Editors note: If you haven’t already, read the premise here first!

As usual, it was like turning a switch. This time, though, they hadn’t killed me but just left me to rot in the squalor of the cells for two years. They thought perhaps, that given time to consider, I’d learn. I’d been kept me away from clocks and sunlight. Even so, when the world changed, I was ready. Alone again with the Man.

Who was ready too, always hoping for a change in the routine, but of course, he never had enough time. He was rising from his chair immediately, but sank back as I leveled the 9mm and backed to the door, locking it. There were already shouts from outside.
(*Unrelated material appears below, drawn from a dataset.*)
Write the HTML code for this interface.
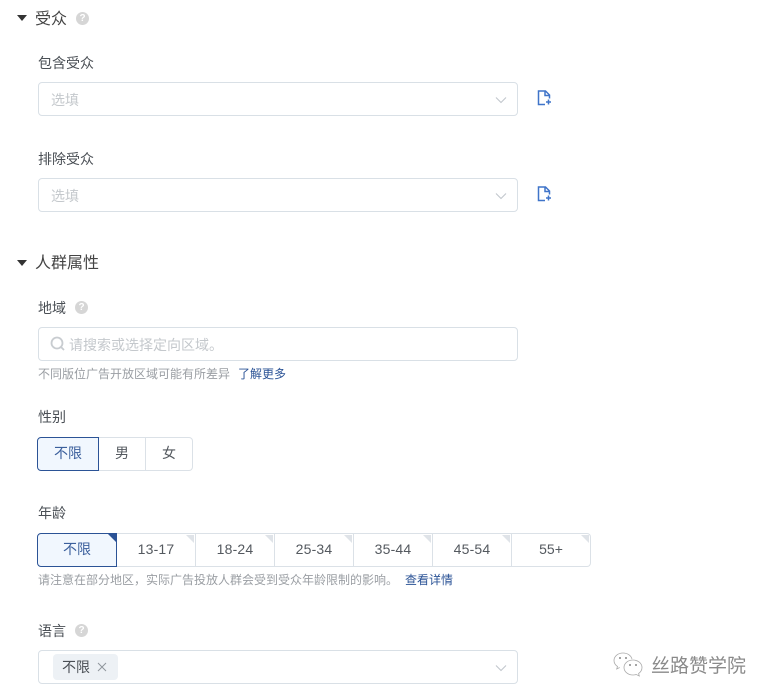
<!DOCTYPE html>
<html lang="zh">
<head>
<meta charset="utf-8">
<style>
html,body{margin:0;padding:0;background:#fff}
body{width:770px;height:698px;position:relative;overflow:hidden;font-family:"Liberation Sans","Noto Sans CJK SC",sans-serif;color:#4a4f55;font-size:14px}
.a{position:absolute;white-space:nowrap;line-height:20px}
.tri{position:absolute;width:0;height:0;border-left:5px solid transparent;border-right:5px solid transparent;border-top:6px solid #333}
.h{font-size:16px;color:#444}
.l{font-size:14px;color:#4a4f55}
.box{position:absolute;left:38px;width:478px;height:32px;border:1px solid #d9e0e6;border-radius:4px;background:#fff}
.ph{color:#c4c8cc;font-size:14px}
.q{position:absolute;width:13px;height:13px;border-radius:50%;background:#d6d6d6;color:#fff;font-size:10px;line-height:13px;text-align:center;font-weight:bold}
.tip{font-size:12px;color:#9a9ea3}
.link{font-size:12px;color:#2b5396}
.seg{position:absolute;box-sizing:border-box;height:34px;border:1px solid #dbe1e7;text-align:center;line-height:31px;font-size:14px;color:#54595f;background:#fff;border-left:0}
.sel{border:1px solid #2b5396;background:#f1f7fe;color:#3b5f9c;z-index:2}
.cn{position:absolute;right:1px;top:1px;width:0;height:0;border-top:8px solid #dfe3e8;border-left:8px solid transparent}
.sel .cn{border-top-color:#2b5396;right:0;top:0}
svg{position:absolute;overflow:visible}
</style>
</head>
<body>
<div class="tri" style="left:17px;top:15px"></div>
<div class="a h" style="left:35px;top:10px">受众</div>
<div class="q" style="left:76px;top:12px">?</div>

<div class="a l" style="left:38px;top:53px">包含受众</div>
<div class="box" style="top:82px"></div>
<div class="a ph" style="left:51px;top:90px">选填</div>
<svg style="left:495px;top:96px" width="12" height="8" viewBox="0 0 12 8"><path d="M1 1.500l5 5 5-5" fill="none" stroke="#c2c7cc" stroke-width="1.100"/></svg>
<svg style="left:537px;top:90px" width="16" height="16" viewBox="0 0 16 16"><path d="M8 14.500H1.500V1h7l4 4v3.500M8 1.500V5.500h4.500M11.500 9.500v5M9 12h5" fill="none" stroke="#3f74c9" stroke-width="1.500"/></svg>

<div class="a l" style="left:38px;top:149px">排除受众</div>
<div class="box" style="top:178px"></div>
<div class="a ph" style="left:51px;top:186px">选填</div>
<svg style="left:495px;top:192px" width="12" height="8" viewBox="0 0 12 8"><path d="M1 1.500l5 5 5-5" fill="none" stroke="#c2c7cc" stroke-width="1.100"/></svg>
<svg style="left:537px;top:186px" width="16" height="16" viewBox="0 0 16 16"><path d="M8 14.500H1.500V1h7l4 4v3.500M8 1.500V5.500h4.500M11.500 9.500v5M9 12h5" fill="none" stroke="#3f74c9" stroke-width="1.500"/></svg>

<div class="tri" style="left:17px;top:260px"></div>
<div class="a h" style="left:35px;top:254px">人群属性</div>

<div class="a l" style="left:38px;top:298px">地域</div>
<div class="q" style="left:75px;top:301px">?</div>
<div class="box" style="top:327px"></div>
<svg style="left:50px;top:336px" width="16" height="16" viewBox="0 0 16 16"><circle cx="7" cy="7" r="5.500" fill="none" stroke="#c8ccd0" stroke-width="1.800"/><path d="M11 11l3 3" stroke="#c8ccd0" stroke-width="1.800"/></svg>
<div class="a ph" style="left:69px;top:335px">请搜索或选择定向区域。</div>
<div class="a tip" style="left:38px;top:364px">不同版位广告开放区域可能有所差异</div>
<div class="a link" style="left:238px;top:364px">了解更多</div>

<div class="a l" style="left:38px;top:407px">性别</div>
<div class="seg sel" style="left:37px;top:437px;width:62px;border-radius:4px 0 0 4px">不限</div>
<div class="seg" style="left:99px;top:437px;width:47px">男</div>
<div class="seg" style="left:146px;top:437px;width:47px;border-radius:0 4px 4px 0">女</div>

<div class="a l" style="left:38px;top:503px">年龄</div>
<div class="seg sel" style="left:37px;top:533px;width:80px;border-radius:4px 0 0 4px">不限<i class="cn"></i></div>
<div class="seg" style="left:117px;top:533px;width:79px;letter-spacing:.2px">13-17<i class="cn"></i></div>
<div class="seg" style="left:196px;top:533px;width:79px;letter-spacing:.2px">18-24<i class="cn"></i></div>
<div class="seg" style="left:275px;top:533px;width:79px;letter-spacing:.2px">25-34<i class="cn"></i></div>
<div class="seg" style="left:354px;top:533px;width:79px;letter-spacing:.2px">35-44<i class="cn"></i></div>
<div class="seg" style="left:433px;top:533px;width:79px;letter-spacing:.2px">45-54<i class="cn"></i></div>
<div class="seg" style="left:512px;top:533px;width:79px;border-radius:0 4px 4px 0">55+<i class="cn"></i></div>
<div class="a tip" style="left:38px;top:570px">请注意在部分地区，实际广告投放人群会受到受众年龄限制的影响。</div>
<div class="a link" style="left:405px;top:570px">查看详情</div>

<div class="a l" style="left:38px;top:621px">语言</div>
<div class="q" style="left:75px;top:624px">?</div>
<div class="box" style="top:650px"></div>
<div style="position:absolute;left:53px;top:654px;width:65px;height:26px;border-radius:4px;background:#edf1f5"></div>
<div class="a l" style="left:62px;top:657px">不限</div>
<svg style="left:97px;top:662px" width="10" height="10" viewBox="0 0 10 10"><path d="M1 1l8 8M9 1l-8 8" stroke="#8f959b" stroke-width="1"/></svg>
<svg style="left:495px;top:664px" width="12" height="8" viewBox="0 0 12 8"><path d="M1 1.500l5 5 5-5" fill="none" stroke="#c2c7cc" stroke-width="1.100"/></svg>

<svg style="left:613px;top:652px" width="32" height="28" viewBox="0 0 32 28"><path d="M10 1C5 1 1 4.300 1 8.500c0 2.500 1.300 4.500 3.500 6l-.8 2.500 3-1.500" fill="#fff" stroke="#aaa" stroke-width=".8"/><path d="M10 1c4.500 0 8 2.500 9 6" fill="none" stroke="#aaa" stroke-width=".8"/><path d="M20 8c-5 0-9 3.300-9 7.500s4 7.500 9 7.500c1.200 0 2.300-.2 3.300-.5l3 1.500-.7-2.500c2-1.400 3.400-3.500 3.400-6C29 11.300 25 8 20 8z" fill="#fff" stroke="#aaa" stroke-width=".8"/><circle cx="7" cy="6" r="1" fill="#888"/><circle cx="13" cy="6" r="1" fill="#888"/><circle cx="17" cy="13" r="1" fill="#888"/><circle cx="23" cy="13" r="1" fill="#888"/></svg>
<div class="a" style="left:651px;top:656px;font-size:19px;line-height:22px;color:#8a8a8a">丝路赞学院</div>
</body>
</html>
Too late again – as always.

“Give me a break, Jordan.” He knew the routine, but I’ll give him this, he always tried. “Just what do you want me to do for God’s; sake?”

There were already running feet outside. I knew to the second how long it would take them to find something potent enough to take out that heavy door. Too many seconds. They’re getting slower, perhaps. Accepting the inevitable and just going though the motions. Finding better things to do.

Of course, the first time it had happened, we were all confused. The Administration had its hands full just keeping the infrastructure going. Martial Law had seemed a reasonable precaution.

The next time, we were ready. Nothing could stop the deaths, but services were on the job, fast. Bush moved more quickly to assert his authority. He had time to think, and the extremists had had time to talk to him. He pulled out of Iraq imediately and completely leaving millions to die in the unrest. The Christian fundamentalists obtained his ear and convinced him that the Reboot was the wrath of Satan. He curtailed civil liberties. Gays were imprisoned. Free speech was curtailed.

After the third restart, he’d decided that to appease God, the unbelievers must be sacrificed. Just before Reboot Four, he used nuclear weapons on the Moslem world.

When we restarted that time, I shot the President in his chair immediately. What followed was a very, very bad two years for me, but infinitely better for the billions who remembered dying in atomic fire or the agonising aftermath.

I’ve killed him 11 more times now. I’ve failed only once, the seventh time, when somehow I managed to damage but not destroy his heart. I go for head shots these days. I’m Secret Service. I don’t miss.

There’s pounding at the door. There are only seconds left.

We have our little rituals now. He’s a proud man. He stands up, as tall as he can and offers me a stiff nodding bow.

“Just do it, Jordan”, he says.

As the door splinters behind me, I do.